ISLAMABAD: As the Asia/Pacific Group (APG) on Money Laundering begins ‘mutual evaluation’ to gauge Pakistan’s compliance with global anti-money laundering and counter-terrorism financing standards, the country faces the risk of being grey-listed by the APG due to a very high ratio of nearly 70% non-compliance.
The Financial Action Task Force (FATF) has already grey-listed Pakistan with effect from June 2018 and any adverse findings by the APG – as a result of its March 26-28 inspections – could further complicate problems for the government.
The APG is the FATF-style regional body for the Asia-Pacific region. It is an inter-governmental organisation founded in 1997 in Bangkok. The mutual evaluation process by the APG is separate from the FATF but it is based on the implementation of 40 FATF recommendations.
The APG delegation arrived in Islamabad on Monday to conduct last on-site mutual evaluation of Pakistan that began in June 2018. It will be last face-to-face meeting by the mutual evaluation team, suggesting that Islamabad does not have the luxury to take a lenient approach. The APG has done Pakistan’s second mutual evaluation in the past ten years. The last mutual evaluation took place in 2009.
The mutual evaluation would be based on a third draft of technical compliance annexure that the APG shared with Pakistan this month. There is not much difference between the first and the latest draft technical annexure, a senior Finance Ministry official who has seen the report told The Express Tribune.
The APG Executive Secretary Gordon Hook would lead the delegation that is comprised of experts from the United Kingdom, the United States, Turkey, China, Indonesia, and Maldives.
The experts would hold meetings with the State Bank of Pakistan (SBP), the Securities and Exchange Commission of Pakistan (SECP), the Federal Investigation Agency (FIA), the National Accountability Bureau (NAB), provincial Counter Terrorism Departments (CTDs) and other law enforcement agencies.

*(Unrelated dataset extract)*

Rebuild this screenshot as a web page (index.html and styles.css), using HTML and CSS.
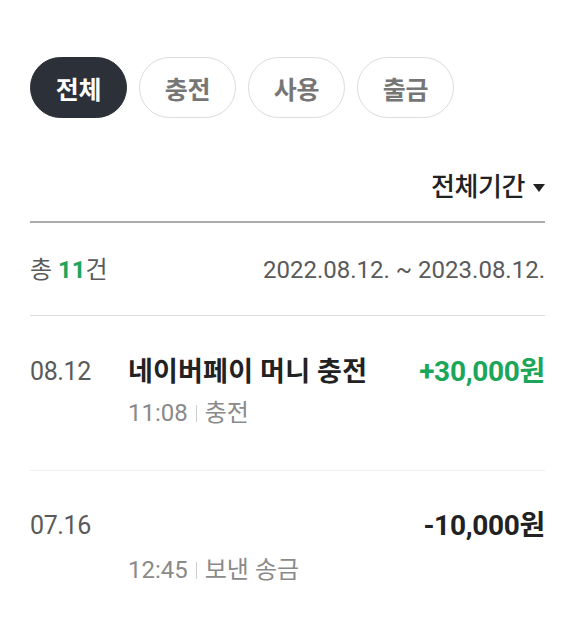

“If we go by the third draft of technical annexure shared by the APG, there are high risks of being declared non-compliant,” said a senior government official who is directly working on the mutual evaluation. Out of 40 recommendations, the APG has provisionally assessed Pakistan non-compliant on nearly 28 recommendations, he added.

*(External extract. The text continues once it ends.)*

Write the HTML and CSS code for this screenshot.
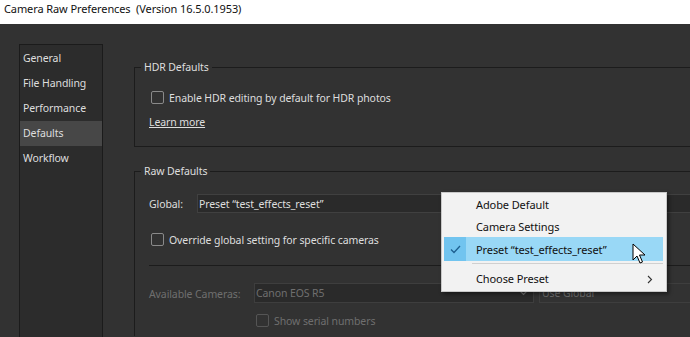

He said the country has to be fully compliant or largely compliant with at least 23 recommendations to avoid the grey list. Pakistan is already on the grey list of the FATF and even if it successfully implemented all the 27 actions determined by the FATF, its fate will hinge on the mutual evaluation report outcome.
It has also been conveyed to Finance Minister Asad Umar that the situation could worsen for Pakistan if it did not improve ranking on at least 8 to 10 recommendations, said another official who works for a counter-terrorism authority.
Umar chaired the National Executive Committee on Anti Money Laundering last week. He set up various sub-groups that would work in areas that could help improving compliance on both the FATF’s 40 recommendations and the 27-point action plan of the FATF.
A proper and coordinated response by all the domestic stakeholders was very critical to improve the compliance status of Pakistan. Officials said all the stakeholders were not on the same page, which not only created difficulties during Oct 2018 on-site inspection but might also create problems this time.
The Finance Ministry sources claimed that Pakistan was expecting to improve its rating on at least eight to ten recommendations that relate to the SECP, the Financial Monetary Unit (FMU), the SBP and the Foreign Office.
Out of 40 recommendations, Pakistan is fully compliant with hardly two, largely compliant with three and partially to largely compliant with another three. It is either partially compliant or non-compliant with the rest of the recommendations.
But Pakistani authorities believe that they have addressed the APG’s concerns in areas of customer due diligence, beneficial ownerships of legal persons, statistics, record keeping, money or value transfer services, new technologies, wire transfers, international cooperation, nuclear non-proliferation and targeted financial sanctions related to terrorism and terrorism financing.
After this last on-site visit, the APG would finalise its draft report that is expected to be shared with Islamabad by the end of April or early May for its comments. After Pakistan’s response, the Mutual Evaluation Report will be presented in the Annual General Meeting of the APG that is expected to take place in August. The APG meeting would either accept the report or suggest changes to it.
In case of the worst outcome, Pakistan may have to implement yet another Action Plan from October onwards. The FATF’s Action Plan implementation deadline is September this year. The February’s review on the implementation of the FATF Action Plan did not go well, which has increased pressure on Pakistan.
The next FATF review would take place in June in Washington and before that Pakistan will have to show compliance on 16 points that have been agreed for May in addition to three issues that were left out in the last review.